OK, with a little bit about PED users and abusers, athletes who are cheating spouses, labor-negotiation updates and "Sausage Race Highlights" thrown in. But nowhere in a sports story or broadcast are there any of the aforementioned sections cited in the previous paragraph.

And, dare I cliche it, therein lies the rub. Academics don't write the way reporters and editors do, let alone the way reporters and editors absorb information, usually on the fly, off an app, Facebook, a team web site or more likely Twitter.

So, when I read and review submissions to the Journal of Sports Media, which I edit, I know that the quality of the work will be offset by the fact that a whole 14 people will read it, including the authors, their parents and their tenure-review committee members. The sports editor of the New York Post and the on-duty producer at ESPN SportsCenter are not waiting for this with baited breath, regardless of its groundbreaking value, and many of the papers we publish have just that quality.

Authors Rick Burton and Norm O'Reilly of Syracuse University and the University of Ottawa, respectively, who both specialize in sports business management, made just that point in their joint article in Street & Smith's Sports Business Journal's Jan. 21-27, 2013 edition. In discussing the divide between academia and practitioners, they noted, "Is it because the academics who write papers for these journals have made their work so hard to understand (or so nuanced in what was researched) that the average practitioner can't see any value? Is the writing so dense that the key points are obscured?"

Truer words never spoken. OK, written. Having worked both sides of the fence now, and still working both sides actively, in fact, I can relate. I cover games and events for the Chicago suburban   Daily Herald (Arlington Heights, Ill.) and write stories on deadline with no "Abstract," no "Introduction," no "Discussion," no "Methodology," no "Conclusion" and no "Bibliography."

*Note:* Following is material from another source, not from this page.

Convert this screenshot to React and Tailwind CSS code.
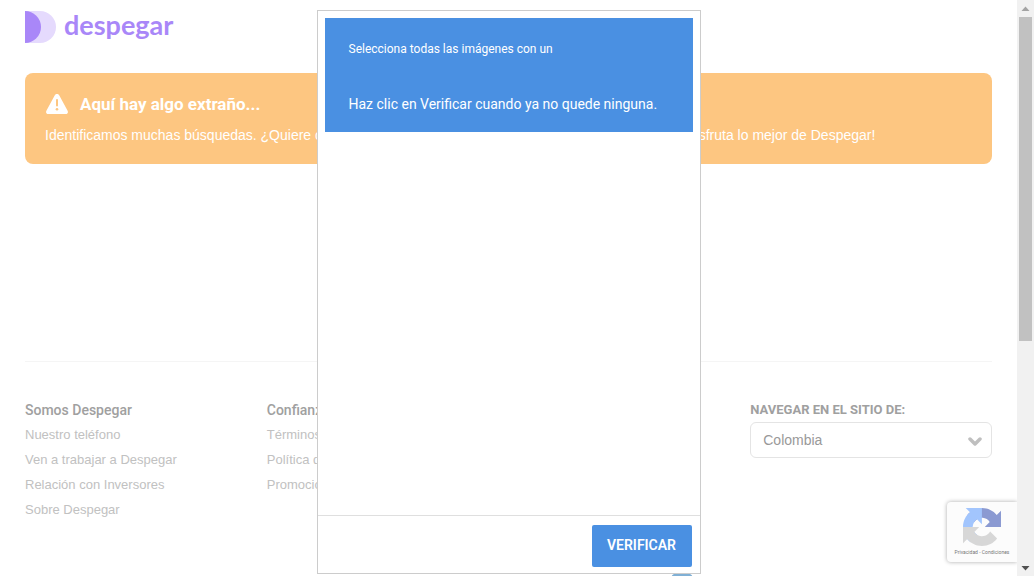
import React from "react";

const columns = [
  {
    title: "Somos Despegar",
    links: ["Nuestro teléfono", "Ven a trabajar a Despegar", "Relación con Inversores", "Sobre Despegar"],
  },
  {
    title: "Confianza y seguridad",
    links: ["Términos y condiciones", "Política de privacidad", "Promociones vigentes"],
  },
];

function Logo() {
  return (
    <a href="#" className="flex items-center gap-2 text-[#a987f8]">
      <svg width="31" height="32" viewBox="0 0 31 32" aria-hidden="true">
        <path d="M0 0h15a16 16 0 0 1 0 32H0z" fill="#e5dafd" />
        <path d="M0 0a16 16 0 0 1 0 32z" fill="#a987f8" />
      </svg>
      <span className="pb-1 font-['Lato',sans-serif] text-[27px] leading-7 font-bold">despegar</span>
    </a>
  );
}

function Warning() {
  return (
    <svg width="22" height="20" viewBox="0 0 22 20" aria-hidden="true">
      <path d="M11 0c1 0 1.700.4 2.200 1.300l8.400 15.400c.9 1.600 0 3.300-1.900 3.300H2.300C.4 20-.5 18.300.4 16.700L8.800 1.300C9.300.4 10 0 11 0z" fill="#fff" />
      <path d="M11 6v5.500" stroke="#fdc681" strokeWidth="2" strokeLinecap="round" />
      <circle cx="11" cy="15.300" r="1.300" fill="#fdc681" />
    </svg>
  );
}

function Recaptcha() {
  return (
    <aside className="absolute right-0 bottom-[14px] flex h-[60px] w-[70px] flex-col items-center rounded-l-sm bg-[#fcfcfc] pt-[6px] shadow-[0_0_4px_#aaaaaa]">
      <svg className="opacity-50" width="38" height="38" viewBox="0 0 64 64" aria-hidden="true">
        <path fill="#1c3aa9" d="M64 31.955l-.033-1.370V4.687l-7.160 7.160C50.948 4.674 42.033.093 32.050.093c-10.400 0-19.622 4.960-25.458 12.640l11.736 11.860a15.550 15.550 0 0 1 4.754-5.334c2.050-1.600 4.952-2.906 8.968-2.906.485 0 .860.057 1.135.163 4.976.393 9.288 3.140 11.828 7.124l-8.307 8.307L64 31.953" />
        <path fill="#4a90ff" d="M31.862.094l-1.370.033H4.594l7.160 7.160C4.580 13.147 0 22.060 0 32.046c0 10.400 4.960 19.622 12.640 25.458L24.500 45.768a15.550 15.550 0 0 1-5.334-4.754c-1.600-2.050-2.906-4.952-2.906-8.968 0-.485.057-.860.163-1.135.393-4.976 3.140-9.288 7.124-11.828l8.307 8.307L31.860.095" />
        <path fill="#b3b3b3" d="M.001 32.045l.033 1.370v25.898l7.160-7.160c5.860 7.173 14.774 11.754 24.760 11.754 10.400 0 19.622-4.960 25.458-12.640l-11.736-11.860a15.550 15.550 0 0 1-4.754 5.334c-2.050 1.600-4.952 2.906-8.968 2.906-.485 0-.860-.057-1.135-.163-4.976-.393-9.288-3.140-11.828-7.124l8.307-8.307-27.297.002" />
      </svg>
      <p className="pt-[2px] font-['Roboto',sans-serif] text-[5px] leading-[8px] whitespace-nowrap text-[#777]">
        <a href="#">Privacidad</a> - <a href="#">Condiciones</a>
      </p>
    </aside>
  );
}

function Challenge() {
  return (
    <div className="absolute inset-0 flex justify-center pt-[10px] pb-[2px]">
      <section role="dialog" aria-label="Verificación" className="flex w-[384px] flex-col border border-[#cccccc] bg-white">
        <header className="m-[7px] mb-0 flex flex-col gap-[35px] bg-[#4a90e2] px-6 pt-[21px] pb-[18px] text-white">
          <p className="text-xs leading-5">Selecciona todas las imágenes con un</p>
          <p className="text-sm leading-5">Haz clic en Verificar cuando ya no quede ninguna.</p>
        </header>
        <div className="flex-1" />
        <footer className="flex justify-end border-t border-[#dfdfdf] px-2 pt-[9px] pb-[6px]">
          <button type="button" className="h-[42px] w-[100px] rounded-xs bg-[#4a90e2] pb-[2px] text-sm font-semibold text-white uppercase">
            Verificar
          </button>
        </footer>
      </section>
    </div>
  );
}

function Scrollbar() {
  return (
    <div aria-hidden="true" className="flex w-[17px] shrink-0 flex-col items-center bg-[#f1f1f1]">
      <svg width="17" height="17" viewBox="0 0 17 17"><path d="M8.500 6.500L12.500 11h-8z" fill="#a3a3a3" /></svg>
      <div className="w-[13px] grow-[324] bg-[#c1c1c1]" />
      <div className="grow-[218]" />
      <svg width="17" height="17" viewBox="0 0 17 17"><path d="M8.500 11.500L12.500 7h-8z" fill="#505050" /></svg>
    </div>
  );
}

export default function App() {
  return (
    <div className="flex h-screen overflow-hidden bg-white font-['Roboto',sans-serif]">
      <div className="relative min-w-0 flex-1 overflow-hidden">
        <div className="px-[25px] pt-[11px]">
          <header className="flex h-[62px] items-start">
            <Logo />
          </header>
          <main className="h-[288px]">
            <section className="h-[91px] rounded-lg bg-[#fdc681] px-5 pt-5 text-white">
              <h1 className="flex items-center gap-3 pl-px text-[17px] leading-[22px] font-bold">
                <Warning />
                Aquí hay algo extraño...
              </h1>
              <p className="pt-[10px] font-['Liberation_Sans',sans-serif] text-[14px] leading-5 whitespace-nowrap">
                Identificamos muchas búsquedas. ¿Quiere continuar? Confirma aquí, por favor que no eres un robot y ¡disfruta lo mejor de Despegar!
              </p>
            </section>
          </main>
          <footer className="border-t border-[#f5f5f5] pt-9">
            <div className="grid grid-cols-4 font-['Liberation_Sans',sans-serif] text-[13px] leading-[25px] text-[#c1c1c1]">
              {columns.map((column) => (
                <nav key={column.title} aria-label={column.title}>
                  <h2 className="font-['Roboto',sans-serif] text-[14px] leading-6 font-medium text-[#a0a0a0]">{column.title}</h2>
                  <ul>
                    {column.links.map((link) => (
                      <li key={link}><a href="#">{link}</a></li>
                    ))}
                  </ul>
                </nav>
              ))}
              <div className="col-start-4">
                <label htmlFor="site" className="block font-['Roboto',sans-serif] text-[13px] leading-6 font-bold text-[#a0a0a0]">NAVEGAR EN EL SITIO DE:</label>
                <div className="grid items-center">
                  <select id="site" className="col-start-1 row-start-1 h-9 w-full appearance-none rounded-md border border-[#e4e4e4] bg-white px-3 font-['Liberation_Sans',sans-serif] text-sm text-[#999]">
                    <option>Colombia</option>
                  </select>
                  <svg className="pointer-events-none col-start-1 row-start-1 mt-1 mr-[10px] justify-self-end" width="14" height="10" viewBox="0 0 14 10" fill="none" stroke="#bfbfbf" strokeWidth="3.500" strokeLinecap="round" strokeLinejoin="round" aria-hidden="true">
                    <path d="M2 2l5 5 5-5" />
                  </svg>
                </div>
              </div>
            </div>
            <div className="flex justify-end pt-[51px] pr-[299px]">
              <span className="h-6 w-[22px] rounded-t-md bg-[#80b0d5]" />
            </div>
          </footer>
        </div>
        <Recaptcha />
        <Challenge />
      </div>
      <Scrollbar />
    </div>
  );
}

I love both of my roles as sports correspondent, now in my 37th year, and educator, now in my 18th, all concurrent. Yes, I'm tenured faculty. But the next time I write a story in the Daily Herald about a game I covered that includes an "abstract," an "introduction" and a "conclusion," will be the first time.

It just ain't gonna' happen.

Keep plugging academia. But get real. It's time to get real. As in relevant. Not in your topics. But how you tell those stories.


***

I have a new motto, at least for now: "If you're not doing something crazy, you're doing the wrong things." That's courtesy Google CEO Larry Page, in the February 2013 WIRED Magazine, discussing how thinking big can produce big ideas.

Too many people play it safe, including me. Way too many with whom I work, who think that minimal change is "good enough." Except "good enough" isn't. They need to grow a pair and buckle down or die with the very industry they're trying to save.

Thanks, Larry Page. And thanks to all the people who waited patiently and worked tirelessly to cover for me while I recovered. That won't be forgotten. Xoxoxo...

***

Howard Schlossberg is editor of the Journal of Sports Media. He's an associate professor of journalism at Columbia College Chicago, where creativity and learning are embraced hand-in-hand. And he still writes sports for the award-recognized Daily Herald in Chicago's northwest suburbs.